5 years, 1 month ago.

How to share pins in a class?

I'm trying build a library that sets two objects on the same pins, at least I think that's how to describe what I'm trying to do. Its all working in a one big main.cpp, but now I need to do the same in a library. The problem is setting esp and esp2 on the same pins.

Normally I can work this out by looking at examples but can't find anything like this.

It's a simple two file library, ESP8266.CPP and EAP8266.h.

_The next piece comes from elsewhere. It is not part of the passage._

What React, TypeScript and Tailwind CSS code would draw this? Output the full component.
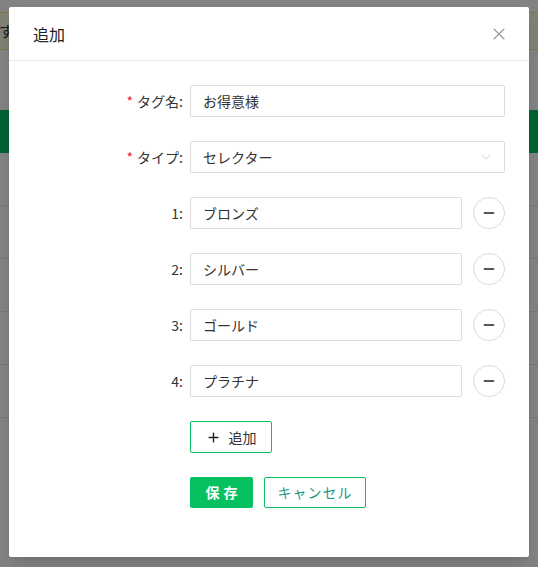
import { X, ChevronDown, Minus, Plus } from 'lucide-react'

const jp = { fontFamily: '"Noto Sans CJK JP", "Noto Sans", sans-serif' }

const options = ['ブロンズ', 'シルバー', 'ゴールド', 'プラチナ']

function Label({ text, required }: { text: string; required?: boolean }) {
  return (
    <div className="w-[157px] shrink-0 pr-[7px] text-right text-[14px] text-[#333]">
      {required && <span className="mr-1 text-[#f5222d]">*</span>}
      {text}:
    </div>
  )
}

export default function App() {
  return (
    <div className="relative h-[567px] w-[538px] overflow-hidden bg-white" style={jp}>
      {/* 後ろのページ */}
      <div className="pt-[12px]">
        <div className="flex h-[38px] items-center border-y border-[#ffe58f] bg-[#fffbe6] text-[15px] text-[#333]">
          <span className="-ml-[1px]">す</span>
        </div>
        <div className="mt-[60px] h-[43px] bg-[#07c160]" />
        {[0, 1, 2, 3, 4].map(i => (
          <div key={i} className="h-[53px] border-b border-[#e5e5e5]" />
        ))}
      </div>

      {/* オーバーレイ */}
      <div className="absolute inset-0 flex items-start justify-center bg-black/[0.49] pt-[7px]">
        <div className="flex h-[550px] w-[520px] flex-col rounded-[2px] bg-white shadow-lg">
          <div className="flex h-[54px] items-center justify-between border-b border-[#ebebeb] px-[24px]">
            <span className="text-[16px] text-[#222]">追加</span>
            <X className="-mr-[4px] h-[20px] w-[20px] text-[#999]" strokeWidth={1.3} />
          </div>

          <div className="flex flex-col gap-[24px] px-[24px] pt-[24px]">
            <div className="flex items-center">
              <Label text="タグ名" required />
              <div className="flex h-[32px] flex-1 items-center rounded-[2px] border border-[#dcdcdc] px-[12px] text-[14px] text-[#333]">
                お得意様
              </div>
            </div>
            <div className="flex items-center">
              <Label text="タイプ" required />
              <div className="flex h-[32px] flex-1 items-center justify-between rounded-[2px] border border-[#dcdcdc] pl-[12px] pr-[9px] text-[14px] text-[#333]">
                <span>セレクター</span>
                <ChevronDown className="h-[18px] w-[18px] text-[#c8c8c8]" strokeWidth={1.1} />
              </div>
            </div>
            {options.map((o, i) => (
              <div key={o} className="flex items-center">
                <Label text={String(i + 1)} />
                <div className="flex h-[32px] flex-1 items-center rounded-[2px] border border-[#dcdcdc] px-[12px] text-[14px] text-[#333]">
                  {o}
                </div>
                <div className="ml-[11px] flex h-[32px] w-[32px] items-center justify-center rounded-full border border-[#dcdcdc]">
                  <Minus className="h-[16px] w-[16px] text-[#222]" strokeWidth={2.2} />
                </div>
              </div>
            ))}
            <div className="flex items-center pl-[157px]">
              <div className="flex h-[32px] w-[82px] items-center justify-center gap-[8px] rounded-[2px] border border-[#07c160] text-[14px] text-[#333]">
                <Plus className="h-[15px] w-[15px] text-[#222]" strokeWidth={2.2} />
                <span>追加</span>
              </div>
            </div>
            <div className="flex items-center gap-[11px] pl-[157px]">
              <div className="flex h-[31px] w-[63px] items-center justify-center rounded-[2px] bg-[#07c160] text-[14px] font-bold tracking-[4px] text-white">
                <span className="pl-[4px]">保存</span>
              </div>
              <div className="flex h-[31px] w-[102px] items-center justify-center rounded-[2px] border border-[#07c160] text-[14px] tracking-[1px] text-[#1a9a86]">
                キャンセル
              </div>
            </div>
          </div>
        </div>
      </div>
    </div>
  )
}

This is what I have but clearly its not working.

..

// from main.ccp existing working program not using a library
//  Serial esp(D8,D2,230400);   // tx, rx, baudrate 
//  Serial esp2(D8,D2,230400);  // tx, rx, baudrate 

// I want to set just one object here:
// Serial esp(D8,D2,230400);   // tx, rx, baudrate 




// this is my ESP8266.cpp
ESP8266::ESP8266(PinName tx, PinName rx, uint32_t _baud) : esp(tx, rx), esp2(tx, rx)
{    
    esp.baud(_baud);    
    esp2.baud(_baud);
    
    timeout=5000;
    debugOn=debug;        
}

    //........ rest of code




// this is my ESP8266.h
class ESP8266
{
public:

    ESP8266(PinName tx, PinName rx, uint32_t baud);
    
    //......... rest of code
    
    
private:

    RawSerial esp;
    RawSerial esp2;

..

Can anyone help please :)

1 Answer

5 years, 1 month ago.

It looks like you have a serial port and you want two ESP8266 objects to have access to it? Most straightforward way is to create the RawSerial object at top level along with both ESP8266 objects and pass a Reference to RawSerial object into ctor of each ESP object. Something like this:

// main.cpp
RawSerial serial(D8, D2, 230400);
ESP8266 esp1(serial);
ESP8266 esp2(serial);


// ESP8266.h
class ESP8266 {
public:
 
    ESP8266(RawSerial& serial) :
        serial_(serial) {

        serial_.printf("Print stuff\n");
   }
      
private:
    RawSerial& serial_;
}; 

Hi Graham, thanks for the tips.

I've done it slightly differently as below and this seems to be working okay, however not too sure if it is correct and if I need to do anything else. It is for just one ESP8266 wi-fi module. Sending data goes to esp1 object and there is a ring buffer on object esp2 to read data from the module.

//  main.cpp

#include "mbed.h"
#include "ESP8266.h"

ESP8266 esp(D8,D2,460800);     // tx, rx, baud STM32


//  ESP8266.h file

class ESP8266
{
public:

    ESP8266(PinName tx, PinName rx, uint32_t baud);
    
    bool init(void);

    // rest of functions...

private:
    
    RawSerial esp;        // AT cammand sending to wi-fi module
    RawSerial esp2;       // interrupt ring buffer, serial data from wi-fi module
};


//  ESP8266.cpp file

ESP8266::ESP8266(PinName tx, PinName rx, uint32_t _baud) : esp(tx, rx), esp2(tx, rx)
{   
    esp.baud(_baud);
    esp2.baud(_baud);
    esp2.attach(callback(this,&ESP8266::espRxbuff),Serial::RxIrq);    
}
posted by Paul Staron 26 Mar 2019

I prefer my answer because it makes the dependencies explicit. The reality is you only have one single serial port connected to the tx and rx pin. I assume the intent is that both EPS8266 objects use the same serial port. Your solution to create two serial port objects on the same pins may work if the underlying Serial class uses a Singleton to ensure you have only one serial port object for the particular UART peripheral. I believe the library does in fact do this. It might work okay but it smells a little funny.

Also I don't quite understand class design here. You have two serial ports (which are actually the same serial port due to Singleton) inside the same class. It looks like what you want is One serial port that is shared between two different EPS8266 objects? But as long as it is working for you, that's the most important thing.